# In anticipation of the board being down...



## Myamom (Oct 10, 2005)

if there are any urgent dogs you are working on...grab your pertinent info now (shelter info, email addy's of people you are working with, etc)


----------



## wsumner26 (Jan 27, 2006)

Info. won't be moved to new forum?


----------



## WiscTiger (Sep 25, 2002)

I think Mary Ann is being ProActive incase there is a glitch and it isn't back as soon as Yung siad. Stuff happens some times things just don't go accoring to plan.


----------



## codmaster (Aug 5, 2009)

Hope the admins, etc. will do a trial conversion first to scout out any glitches and also do a complete backup of the files and folders BEFORE the switch is attempted.

PS I am a long time IT/Web developer and so I worry even more that non computer people do and have been involved in a large number of computer conversions!


----------



## HeidiW (Apr 9, 2009)

It is tonight well after midngiht right.


----------



## Vinnie (Sep 4, 2001)

> Originally Posted By: codmasterHope the admins, etc. will do a trial conversion first to scout out any glitches and also do a complete backup of the files and folders BEFORE the switch is attempted.


The admins are not doing the conversion. The new owner's tech department will be doing this. We will have no control over the conversion.

Yes, it will be in about 5-6 hours (give or take).


----------



## SunCzarina (Nov 24, 2000)

> Originally Posted By: VinnieYes, it will be in about 5-6 hours (give or take).


I hope! I have no work for tomorrow, my children have a snow day, really what elese am I supposed to do with myself LOL


----------



## Vinnie (Sep 4, 2001)

Keep checking the board to see if you can be the first to notice when it comes back online.

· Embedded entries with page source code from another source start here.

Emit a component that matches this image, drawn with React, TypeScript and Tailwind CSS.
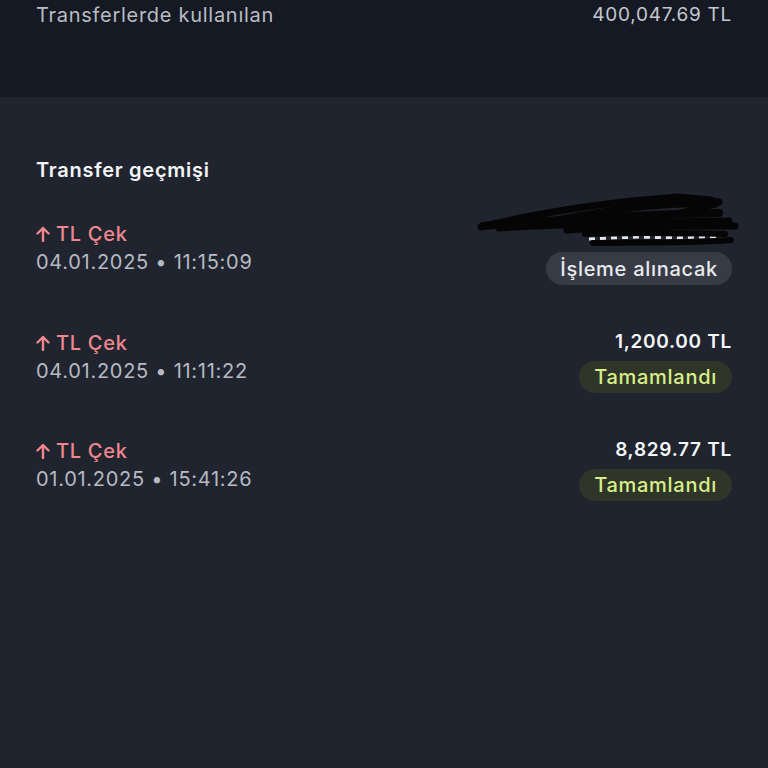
import React from "react";

type Row = {
  date: string;
  amount?: string;
  status: "pending" | "done";
};

const rows: Row[] = [
  { date: "04.01.2025 • 11:15:09", status: "pending" },
  { date: "04.01.2025 • 11:11:22", amount: "1,200.00 TL", status: "done" },
  { date: "01.01.2025 • 15:41:26", amount: "8,829.77 TL", status: "done" },
];

function Scribble() {
  return (
    <svg
      className="absolute right-[-9px] top-[-28px]"
      width="264"
      height="60"
      viewBox="0 0 264 60"
      fill="none"
    >
      <path
        d="M112 48 L160 46 L200 47 L244 46"
        stroke="#e5e7eb"
        strokeWidth="3"
        strokeDasharray="6 5"
      />
      <g stroke="#050505" strokeLinecap="round" strokeLinejoin="round">
        <path d="M4 36 C60 22 120 12 200 6 L234 9" strokeWidth="7" />
        <path d="M6 35 C70 30 140 24 242 22" strokeWidth="8" />
        <path d="M22 37 C90 33 170 31 252 30" strokeWidth="7" />
        <path d="M60 33 C120 20 180 11 238 13" strokeWidth="7" />
        <path d="M90 39 C150 35 210 35 258 35" strokeWidth="7" />
        <path d="M108 43 C160 41 210 42 248 43" strokeWidth="6" />
        <path d="M116 52 C170 51 220 52 254 49" strokeWidth="6" />
        <path d="M140 16 C180 9 215 6 242 11 C222 20 190 25 150 30" strokeWidth="7" />
      </g>
    </svg>
  );
}

function Badge({ status }: { status: Row["status"] }) {
  if (status === "pending") {
    return (
      <span className="mt-[5px] inline-flex h-[33px] items-center rounded-full bg-[#373b46] px-[14px] text-[20px] font-medium text-[#e8e9ec]">
        İşleme alınacak
      </span>
    );
  }
  return (
    <span className="mt-[5px] inline-flex h-[32px] items-center rounded-full bg-[#2f3528] px-[15px] text-[20px] font-medium text-[#d8ee88]">
      Tamamlandı
    </span>
  );
}

export default function App() {
  return (
    <div
      className="flex h-[768px] w-[768px] flex-col overflow-hidden bg-[#20242f] tracking-[0.045em]"
      style={{ fontFamily: "Inter, 'Noto Sans', sans-serif" }}
    >
      <div className="flex h-[97px] shrink-0 items-start justify-between bg-[#141923] px-[36px] pt-[2px]">
        <span className="text-[20px] leading-[26px] text-[#b9bcc3]">Transferlerde kullanılan</span>
        <span className="text-[19px] leading-[26px] text-[#c4c7cd]">400,047.69 TL</span>
      </div>

      <div className="flex flex-col px-[36px] pt-[60px]">
        <h2 className="text-[20px] font-semibold leading-[26px] text-[#f3f4f6]">Transfer geçmişi</h2>

        <div className="mt-[36px] flex flex-col gap-[43px]">
          {rows.map((r, i) => (
            <div key={i} className="flex items-start justify-between">
              <div className="mt-[1px] flex flex-col">
                <span className="flex items-center gap-[6px] text-[20px] font-medium leading-[28px] text-[#f0878e]">
                  <svg width="14" height="16" viewBox="0 0 14 16" fill="none">
                    <path
                      d="M7 15V2M1.5 7.5L7 2l5.5 5.5"
                      stroke="#f0878e"
                      strokeWidth="2.4"
                      strokeLinecap="round"
                      strokeLinejoin="round"
                    />
                  </svg>
                  TL Çek
                </span>
                <span className="text-[20px] leading-[28px] text-[#b7bac2]">{r.date}</span>
              </div>
              <div className="flex flex-col items-end">
                <span className="relative h-[28px] text-[19px] font-semibold leading-[28px] text-[#f5f6f7]">
                  {r.amount ?? ""}
                  {!r.amount && <Scribble />}
                </span>
                <Badge status={r.status} />
              </div>
            </div>
          ))}
        </div>
      </div>
    </div>
  );
}
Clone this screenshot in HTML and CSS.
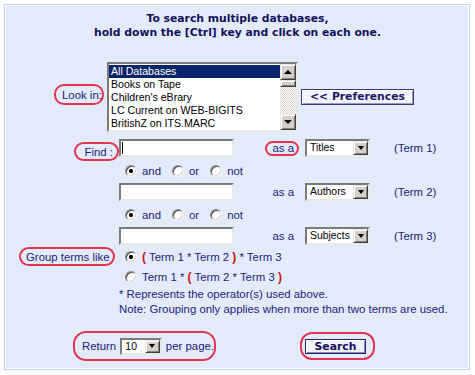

OR try throwing snowballs at Canada.


----------



## shepherds (Dec 23, 2009)

We have already done extensive testing on the new site for the past 2 weeks now. Everything is/will be backed up. We should be back up around noon tomorrow or a little later. 

If you're going to throw snowballs at Canada, aim it a Vancouver. They could use some right about now.


----------



## MaggieRoseLee (Aug 17, 2001)

> Originally Posted By: shepherds
> 
> If you're going to throw snowballs at Canada, aim it a Vancouver. They could use some right about now.


Too funny..........


----------



## Kayla's Dad (Jul 2, 2007)

> Originally Posted By: SunCzarina
> I hope! I have no work for tomorrow, my children have a snow day, really what else am I supposed to do with myself LOL


Get that camera out and get some new pics to show us on the other side!


----------